#### Aim of the exercise
All the records that follow need to be reproduced exactly. Omit the images.

[Rows from a dataset of pages and code]
###

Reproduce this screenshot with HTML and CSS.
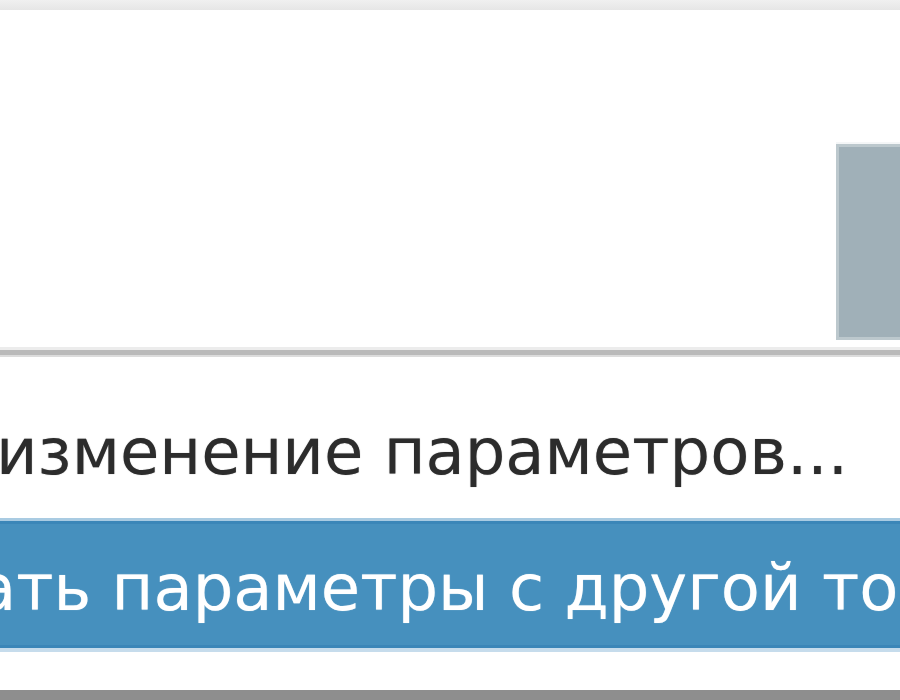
FILE: index.html
```html
<!DOCTYPE html>
<html lang="ru">
<head>
<meta charset="utf-8">
<link rel="stylesheet" href="styles.css">
</head>
<body>
<div class="page">
  <div class="topbar"></div>
  <div class="upper">
    <div class="upper-space"></div>
    <div class="thumb"></div>
  </div>
  <div class="divider"></div>
  <div class="status">
    <span class="status-text">изменение параметров...</span>
  </div>
  <div class="action">
    <span class="action-text">ать параметры с другой точки</span>
  </div>
  <div class="spacer"></div>
  <div class="footer"></div>
</div>
</body>
</html>
```
FILE: styles.css
```css
html, body {
  margin: 0;
  padding: 0;
  background: #ffffff;
}
.page {
  width: 900px;
  height: 700px;
  overflow: hidden;
  display: flex;
  flex-direction: column;
  font-family: "DejaVu Sans", Verdana, sans-serif;
}
.topbar {
  height: 10px;
  flex: none;
  background: linear-gradient(#f0f0f0, #e6e6e6);
}
.upper {
  height: 337px;
  flex: none;
  display: flex;
  background: #ffffff;
}
.upper-space {
  flex: 1;
}
.thumb {
  width: 61px;
  height: 190px;
  margin-top: 134px;
  background: #a0b0b8;
  border: 3px solid #bcc8cd;
  border-right: none;
  box-shadow: 0 -2px 0 #f4f6f7;
}
.divider {
  height: 10px;
  flex: none;
  box-sizing: border-box;
  border-top: 3px solid #ececec;
  border-bottom: 2px solid #dcdcdc;
  background: #bababa;
}
.status {
  height: 161px;
  flex: none;
  display: flex;
  align-items: flex-end;
  box-sizing: border-box;
  padding-bottom: 34px;
  overflow: hidden;
}
.status-text {
  font-size: 64px;
  line-height: 1;
  color: #2c2c2c;
  margin-left: -4px;
  white-space: nowrap;
  text-shadow: 0 0 1px rgba(40, 40, 40, 0.5);
}
.action {
  height: 134px;
  flex: none;
  box-sizing: border-box;
  background: #4690be;
  border-top: 3px solid #a9cbe2;
  border-bottom: 4px solid #c6dcec;
  box-shadow: inset 0 3px 0 #3b86b8, inset 0 -3px 0 #3b86b8;
  display: flex;
  align-items: center;
  padding-top: 6px;
  white-space: nowrap;
  overflow: hidden;
}
.action-text {
  font-size: 64px;
  line-height: 1;
  color: #ffffff;
  margin-left: -23px;
  text-shadow: 0 0 1px rgba(255, 255, 255, 0.6);
}
.spacer {
  flex: 1;
}
.footer {
  height: 10px;
  flex: none;
  background: #8e8e8e;
}
```
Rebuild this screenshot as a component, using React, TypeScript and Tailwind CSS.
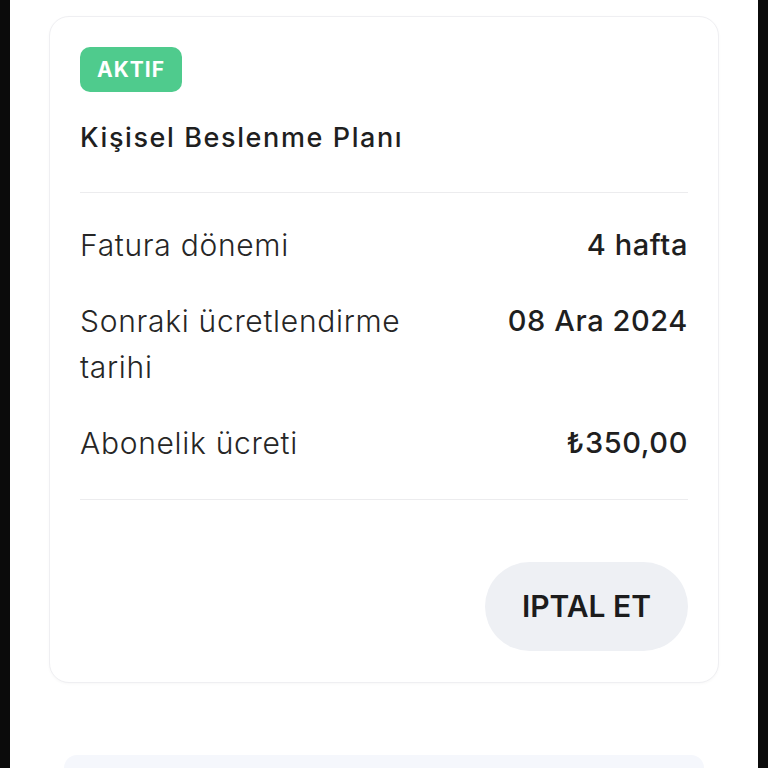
export default function App() {
  const rows = [
    { label: "Fatura dönemi", value: "4 hafta" },
    { label: "Sonraki ücretlendirme tarihi", value: "08 Ara 2024" },
    { label: "Abonelik ücreti", value: "₺350,00" },
  ]

  return (
    <div className="flex h-[768px] overflow-hidden bg-white font-['Inter',sans-serif] text-[#1f1f1f]">
      <div className="w-[10px] shrink-0 bg-[#0b0b0b]" />

      <div className="flex flex-1 flex-col px-[39px] pt-4">
        <div className="rounded-[20px] border border-[#efeff2] bg-white pl-[30px] pr-[30px] pt-[30px] pb-[31px] shadow-[0_1px_3px_rgba(0,0,0,0.03)]">
          <span className="inline-flex h-[45px] items-center rounded-[10px] bg-[#4fcb8d] px-[17px] text-[21px] font-bold tracking-[1px] text-white">
            AKTIF
          </span>

          <div className="mt-[30px] text-[27px] font-medium leading-[32px] tracking-[1.6px]">Kişisel Beslenme Planı</div>

          <div className="mt-[38px] h-px bg-[#ececee]" />

          <div className="mt-[29px] flex flex-col gap-[30px]">
            {rows.map((r) => (
              <div key={r.label} className="flex items-start justify-between">
                <div className="max-w-[350px] text-[30px] font-light leading-[46px] tracking-[0.7px] text-[#262626]">
                  {r.label}
                </div>
                <div className="text-[29px] font-medium leading-[46px] tracking-[0.6px] text-[#1f1f1f]">{r.value}</div>
              </div>
            ))}
          </div>

          <div className="mt-[33px] h-px bg-[#ececee]" />

          <div className="mt-[62px] flex justify-end">
            <button className="h-[89px] w-[203px] rounded-full bg-[#eef0f4] text-[30px] font-semibold text-[#1c1c1c]">
              IPTAL ET
            </button>
          </div>
        </div>

        <div className="mx-[15px] mt-[72px] h-[40px] rounded-t-[14px] bg-[#f5f7fc]" />
      </div>

      <div className="w-[10px] shrink-0 bg-[#0b0b0b]" />
    </div>
  )
}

###

#### Complete output
Reproduce this screenshot with HTML and CSS.
FILE: index.html
```html
<!DOCTYPE html>
<html lang="ru">
<head>
<meta charset="utf-8">
<link rel="stylesheet" href="styles.css">
</head>
<body>
<div class="page">
  <div class="topbar"></div>
  <div class="upper">
    <div class="upper-space"></div>
    <div class="thumb"></div>
  </div>
  <div class="divider"></div>
  <div class="status">
    <span class="status-text">изменение параметров...</span>
  </div>
  <div class="action">
    <span class="action-text">ать параметры с другой точки</span>
  </div>
  <div class="spacer"></div>
  <div class="footer"></div>
</div>
</body>
</html>
```
FILE: styles.css
```css
html, body {
  margin: 0;
  padding: 0;
  background: #ffffff;
}
.page {
  width: 900px;
  height: 700px;
  overflow: hidden;
  display: flex;
  flex-direction: column;
  font-family: "DejaVu Sans", Verdana, sans-serif;
}
.topbar {
  height: 10px;
  flex: none;
  background: linear-gradient(#f0f0f0, #e6e6e6);
}
.upper {
  height: 337px;
  flex: none;
  display: flex;
  background: #ffffff;
}
.upper-space {
  flex: 1;
}
.thumb {
  width: 61px;
  height: 190px;
  margin-top: 134px;
  background: #a0b0b8;
  border: 3px solid #bcc8cd;
  border-right: none;
  box-shadow: 0 -2px 0 #f4f6f7;
}
.divider {
  height: 10px;
  flex: none;
  box-sizing: border-box;
  border-top: 3px solid #ececec;
  border-bottom: 2px solid #dcdcdc;
  background: #bababa;
}
.status {
  height: 161px;
  flex: none;
  display: flex;
  align-items: flex-end;
  box-sizing: border-box;
  padding-bottom: 34px;
  overflow: hidden;
}
.status-text {
  font-size: 64px;
  line-height: 1;
  color: #2c2c2c;
  margin-left: -4px;
  white-space: nowrap;
  text-shadow: 0 0 1px rgba(40, 40, 40, 0.5);
}
.action {
  height: 134px;
  flex: none;
  box-sizing: border-box;
  background: #4690be;
  border-top: 3px solid #a9cbe2;
  border-bottom: 4px solid #c6dcec;
  box-shadow: inset 0 3px 0 #3b86b8, inset 0 -3px 0 #3b86b8;
  display: flex;
  align-items: center;
  padding-top: 6px;
  white-space: nowrap;
  overflow: hidden;
}
.action-text {
  font-size: 64px;
  line-height: 1;
  color: #ffffff;
  margin-left: -23px;
  text-shadow: 0 0 1px rgba(255, 255, 255, 0.6);
}
.spacer {
  flex: 1;
}
.footer {
  height: 10px;
  flex: none;
  background: #8e8e8e;
}
```
Rebuild this screenshot as a component, using React, TypeScript and Tailwind CSS.
export default function App() {
  const rows = [
    { label: "Fatura dönemi", value: "4 hafta" },
    { label: "Sonraki ücretlendirme tarihi", value: "08 Ara 2024" },
    { label: "Abonelik ücreti", value: "₺350,00" },
  ]

  return (
    <div className="flex h-[768px] overflow-hidden bg-white font-['Inter',sans-serif] text-[#1f1f1f]">
      <div className="w-[10px] shrink-0 bg-[#0b0b0b]" />

      <div className="flex flex-1 flex-col px-[39px] pt-4">
        <div className="rounded-[20px] border border-[#efeff2] bg-white pl-[30px] pr-[30px] pt-[30px] pb-[31px] shadow-[0_1px_3px_rgba(0,0,0,0.03)]">
          <span className="inline-flex h-[45px] items-center rounded-[10px] bg-[#4fcb8d] px-[17px] text-[21px] font-bold tracking-[1px] text-white">
            AKTIF
          </span>

          <div className="mt-[30px] text-[27px] font-medium leading-[32px] tracking-[1.6px]">Kişisel Beslenme Planı</div>

          <div className="mt-[38px] h-px bg-[#ececee]" />

          <div className="mt-[29px] flex flex-col gap-[30px]">
            {rows.map((r) => (
              <div key={r.label} className="flex items-start justify-between">
                <div className="max-w-[350px] text-[30px] font-light leading-[46px] tracking-[0.7px] text-[#262626]">
                  {r.label}
                </div>
                <div className="text-[29px] font-medium leading-[46px] tracking-[0.6px] text-[#1f1f1f]">{r.value}</div>
              </div>
            ))}
          </div>

          <div className="mt-[33px] h-px bg-[#ececee]" />

          <div className="mt-[62px] flex justify-end">
            <button className="h-[89px] w-[203px] rounded-full bg-[#eef0f4] text-[30px] font-semibold text-[#1c1c1c]">
              IPTAL ET
            </button>
          </div>
        </div>

        <div className="mx-[15px] mt-[72px] h-[40px] rounded-t-[14px] bg-[#f5f7fc]" />
      </div>

      <div className="w-[10px] shrink-0 bg-[#0b0b0b]" />
    </div>
  )
}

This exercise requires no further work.